I haven't fired a Beretta handgun, so I can't really say, but the controls for the Cx4 are definitely pistol-like with the bolt release lever over the right thumb and the magazine in the grip. The barrel is 19 3/4".
What you need to consider for your purpose is not the gun, it's the bullet.
My Cx4 fires a 9x19mm (aka 9mm Luger) cartridge. Compared to a hunting rifle, it's a
slow, short and wide bullet with a low ballistic coefficient and low energy at impact. Here's a comparison with a typical hunting round, the .308 Winchester:
An average .308 Win weights about 150gr, zings by at about 3000 feet per seconds (fps) in a nice, flattish trajectory. It gets to 300 yards in about a third of a second, before it has time to drop much from gravity. In fact, it drops perhaps by little more than foot at that distance and carries about 1600 foot-pounds of energy with it at impact. That is deadly to a man-sized target.

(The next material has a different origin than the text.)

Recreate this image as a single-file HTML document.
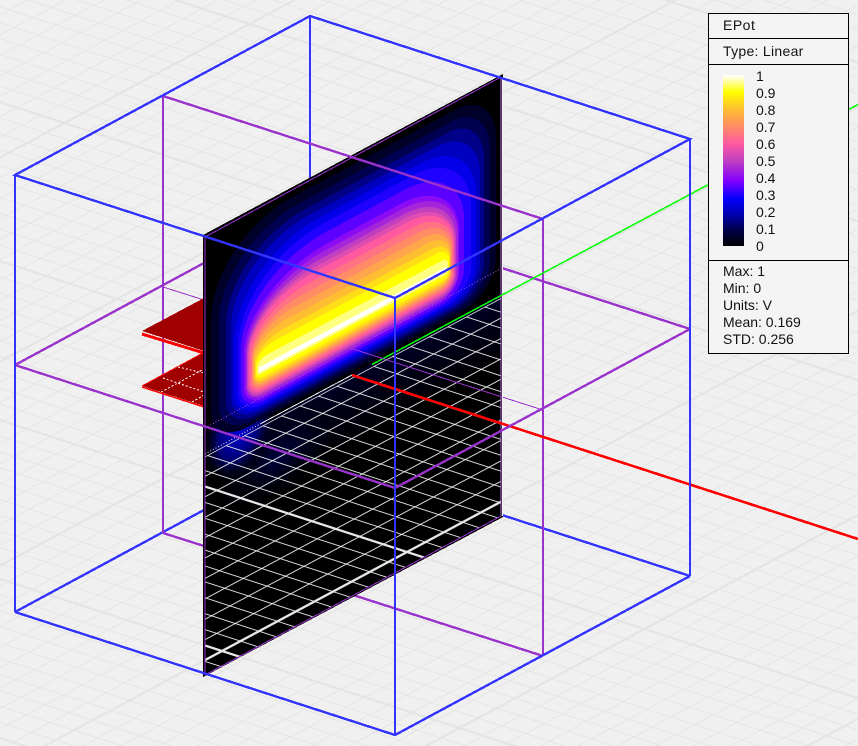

Your typical 9mm is a 115-124gr bullet, that just ambles calmly to the target at perhaps 1200 fps. It will require almost a full second to reach the 300 yards distance, during which any lateral breeze can divert it by inches sideways. The bullet will have dropped by almost ten feet in height and lost over half of its energy to air resistance in the process of getting to 300 yards, carrying about 170 foot-pounds. Not 1700... 170, barely a tenth of the .308! It will wound, but likely not kill anything bigger than a chihuahua... if you can hit the chihuahua at that distance (those evil monsters are notoriously fast).
There's a lot of variation in models for both 9mm and .308 bullets... but you get a sense of the scale of things, here: the 9mm round is a pistol/SMG round. It's designed for use at short ranges, up to 30-50 yards.
I would say that for target shooting, its max effective range is about 100 yards. For killing things? No more than half that. Best accuracy I've had on commercial ammo is about 2-3 Minutes of Angle (MOA), meaning 1.5" groups at 50 yards. My scope is only a 1-4x in magnification, precisely because there's no point to trying to count the nose hairs on a target further than anything I could throw a rock at.
Figure out first what kind of shooting you want to do (Handgun, rifle? Plink, target, hunt? Hunt what?) and at what range. That narrows your choice of bullets. The bullet tells you what guns you can have to shoot them. Which determines what accessories you could get to fit those guns. Then look at how much you're willing to spend on the firearm, accessories (cleaning kit, scope, carry case, storage cabinet, etc..), ammunition for a year, club membership, licenses and permits, etc... and go back to step one to revise what you want to do in view of what you can afford to do!